In terms of economic development, South Africa has a relatively mature economy, and has benefitted from globalization and free trade. Senegal and Rwanda are all relative latecomers in economic development and are resource-poor. However, due to Senegal and Rwanda's stable political situations, their economic development has gained much steam in recent years. Senegal initiated the Africa Recovery program. Furthermore, Dakar, the capital of Senegal, is home to the Economic Community of West African States and is a major trade hub. Rwanda, which recently hosted the World Economic Forum on Africa, aims to become the “Singapore of Africa,” and is becoming an internet and information center. African nations, as represented by the four, all have the strong desire to actively seize the historic opportunities that the Belt and Road Initiative presents and enhance connectivity with China.

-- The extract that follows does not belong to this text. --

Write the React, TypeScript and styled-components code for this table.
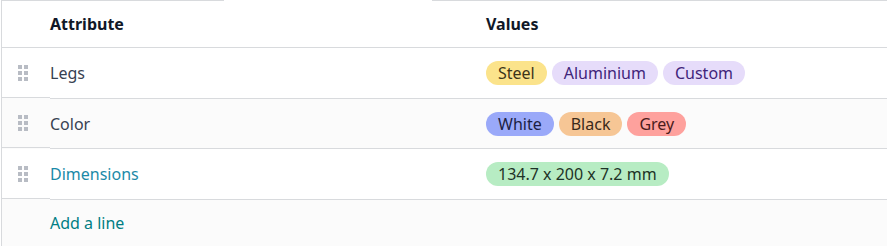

Xi’s visit to Africa achieved led to tangible results. Indeed, Senegal became the first Western African country to sign the Belt and Road cooperation document with China. Likewise, China signed agreements with Senegal and Rwanda to assist with the implementation of the Belt and Road Initiative, and to strengthen cooperation in infrastructure, human resources, and technology. Xi’s pledge during his visit to invest $14.7 billion in South African infrastructure construction and give loans to its state power utility company drove up the value of Rand by as much as 1.2%. The Beijing Summit in September help China spearhead the Belt and Road Initiative in Africa, and will also be the climax in the “Year of Africa”.